Un livre comme une trajectoire: précis, vif, poétique.
Avec Sophia, Éléonore de Duve tisse un destin de femme dans ce qu’il a d’essentiel. En 47 tableaux, elle donne à voir et à sentir l’épaisseur d’une vie : gestes, sensations, désirs, blessures, tendresses. Les mots dansent, comme Sophia quand s’ouvre le livre. Ils sont libres et ivres de cette liberté : la langue d’Éléonore de Duve voltige, transgresse, résonne. La phrase polit les mots comme les galets caressés par l’eau d’un ruisseau. La richesse d’écriture qui avait ébloui dans son premier roman, Donato, donne un relief singulier à Sophia – sa beauté et sa grâce.

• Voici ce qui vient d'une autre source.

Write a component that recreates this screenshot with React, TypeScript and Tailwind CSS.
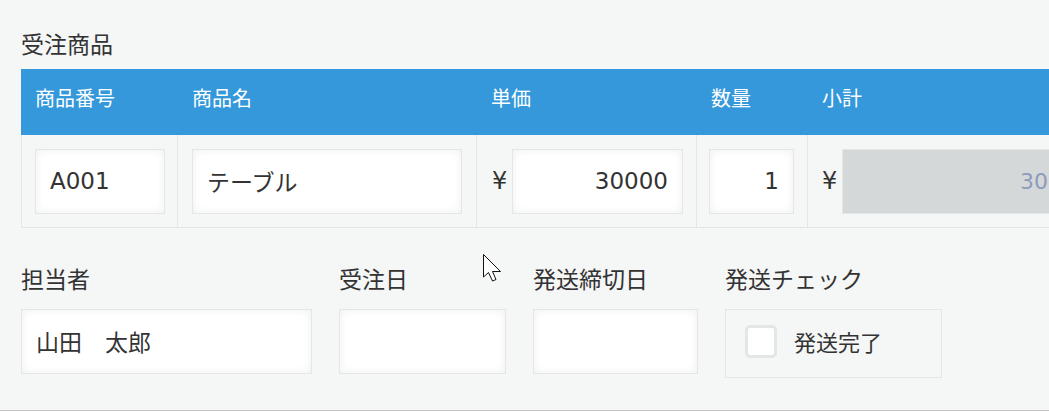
import React from 'react';

const font = { fontFamily: '"Noto Sans CJK JP", "Noto Sans", sans-serif' };
const latin = { fontFamily: '"DejaVu Sans", "Noto Sans CJK JP", sans-serif' };

const inputCls =
  'h-[65px] bg-white border border-[#e3e7e8] shadow-[inset_0_0_8px_rgba(0,0,0,0.07)] px-[14px] flex items-center text-[23px] text-[#333]';

const columns = [
  { label: '商品番号', w: 'w-[157px]' },
  { label: '商品名', w: 'w-[299px]' },
  { label: '単価', w: 'w-[220px]' },
  { label: '数量', w: 'w-[111px]' },
  { label: '小計', w: 'w-[320px]' },
];

const Cursor = () => (
  <svg className="absolute left-[483px] top-[254px]" width="20" height="29" viewBox="0 0 20 29">
    <path
      d="M0.5 0.5 L0.5 23 L5.5 18.5 L9.5 27 L13 25.5 L9.5 17.5 L17.5 17.5 Z"
      fill="#fff"
      stroke="#111"
      strokeWidth="1"
      strokeLinejoin="miter"
    />
  </svg>
);

const Field = ({ label, w, children }: { label: string; w: string; children?: React.ReactNode }) => (
  <div className={`${w} shrink-0 flex flex-col`}>
    <div className="text-[23px] leading-[32px] text-[#333] whitespace-nowrap">{label}</div>
    <div className={`${inputCls} mt-[15px]`}>{children}</div>
  </div>
);

export default function App() {
  return (
    <div
      className="relative w-full h-[411px] overflow-hidden bg-[#f5f6f6] border-b border-[#c4c4c4] pl-[21px] pt-[27px]"
      style={font}
    >
      <div className="text-[23px] leading-[32px] text-[#333]">受注商品</div>

      {/* table */}
      <div className="mt-[10px] w-[1107px]">
        <div className="flex h-[66px] bg-[#3498db]">
          {columns.map((c) => (
            <div key={c.label} className={`${c.w} shrink-0 flex items-center pl-[14px] pb-[8px] text-[20px] text-white`}>
              {c.label}
            </div>
          ))}
        </div>
        <div className="flex h-[93px] border-b border-l border-[#e3e7e8]">
          <div className="w-[156px] shrink-0 flex items-center pl-[13px] border-r border-[#e3e7e8]">
            <div className={`${inputCls} w-[130px] text-[22px]`} style={latin}>A001</div>
          </div>
          <div className="w-[299px] shrink-0 flex items-center pl-[14px] border-r border-[#e3e7e8]">
            <div className={`${inputCls} w-[270px]`}>テーブル</div>
          </div>
          <div className="w-[220px] shrink-0 flex items-center pl-[15px] border-r border-[#e3e7e8]">
            <span className="text-[24px] text-[#333] w-[20px]" style={latin}>¥</span>
            <div className={`${inputCls} w-[171px] justify-end text-[22px]`} style={latin}>30000</div>
          </div>
          <div className="w-[111px] shrink-0 flex items-center pl-[12px] border-r border-[#e3e7e8]">
            <div className={`${inputCls} w-[85px] justify-end text-[22px]`} style={latin}>1</div>
          </div>
          <div className="w-[330px] shrink-0 flex items-center pl-[14px]">
            <span className="text-[24px] text-[#333] w-[20px]" style={latin}>¥</span>
            <div
              className="h-[65px] w-[263px] shrink-0 bg-[#d5d8d9] border border-[#e3e7e8] px-[14px] flex items-center justify-end text-[22px] text-[#8e9bbb]"
              style={latin}
            >
              30000
            </div>
          </div>
        </div>
      </div>

      {/* lower fields */}
      <div className="flex items-start gap-[27px] mt-[34px]">
        <Field label="担当者" w="w-[291px]">山田　太郎</Field>
        <Field label="受注日" w="w-[167px]" />
        <Field label="発送締切日" w="w-[165px]" />
        <div className="w-[217px] shrink-0 flex flex-col">
          <div className="text-[23px] leading-[32px] text-[#333] whitespace-nowrap">発送チェック</div>
          <div className="mt-[15px] h-[69px] border border-[#e3e7e8] flex items-center pl-[19px] pb-[4px]">
            <div className="w-[32px] h-[33px] rounded-[5px] border-[3px] border-[#e4e6e6] bg-white" />
            <span className="ml-[17px] text-[22px] text-[#333]">発送完了</span>
          </div>
        </div>
      </div>

      <Cursor />
    </div>
  );
}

L’histoire de Sophia s’écrit à rebours. Elle s’ouvre "dans la toundra dans le noir, au sein des fusils", alors que Sophia danse sous les balles. Quand les premiers mots de Donato parlaient de Genèse, c’est de fin dont il est question ici, de mort et d’une guerre imprécise mais dont l’ombre s’étend partout. Ce premier tableau en appelle d’autres, "chaque unité reliée à l’autre forme un ensemble, mouvant". Nous remontons de tableau en tableau vers l’origine, la naissance et même la vie d’avant la vie. Les tableaux se cousent mot à mot. Souvent s’y énonce et s’y annonce le titre du tableau suivant. La broderie avance point à point mais garde sa part floue: "elle picote le canevas, elle n’en suit pas les lignes, poinçonne à sa guise".
Dans les tableaux la vie palpite. Il y a des fleurs, beaucoup de fleurs, « une botanique concrète » qui nous rappelle que la vie est transformation. Elle patiente, bourgeonne, éclate de splendeur, puis s’éteint ; "les fleurs mettront un temps à revenir", mais elles reviennent, insistantes. La guerre n’éteint pas la vie, les visages demeurent comme les noms des morts, ils sont fragiles mais leur ténacité émeut.
Et puis il y a l’amour qui circule entre chacun des tableaux et se décline à l’infini: amour d’un paysage même meurtri, amour maternel, souffle des amants, amour contenu dans les gestes les plus simples, amour souple et fluide qui s’affirme: "au bord de je t’aime, qu’on se le tienne pour dit, il y aura toujours je t’aime".
Sophia poursuit le beau chemin d’écriture d’Éléonore de Duve. C’est un livre audacieux, libre et luxuriant, qui nous fait toucher avec beaucoup de finesse et d’humanité ce qu’est la guerre, comment elle s’inscrit dans les corps et les cœurs. Un livre aussi sur la vie qui insiste, "qui sait où le passereau s’en va".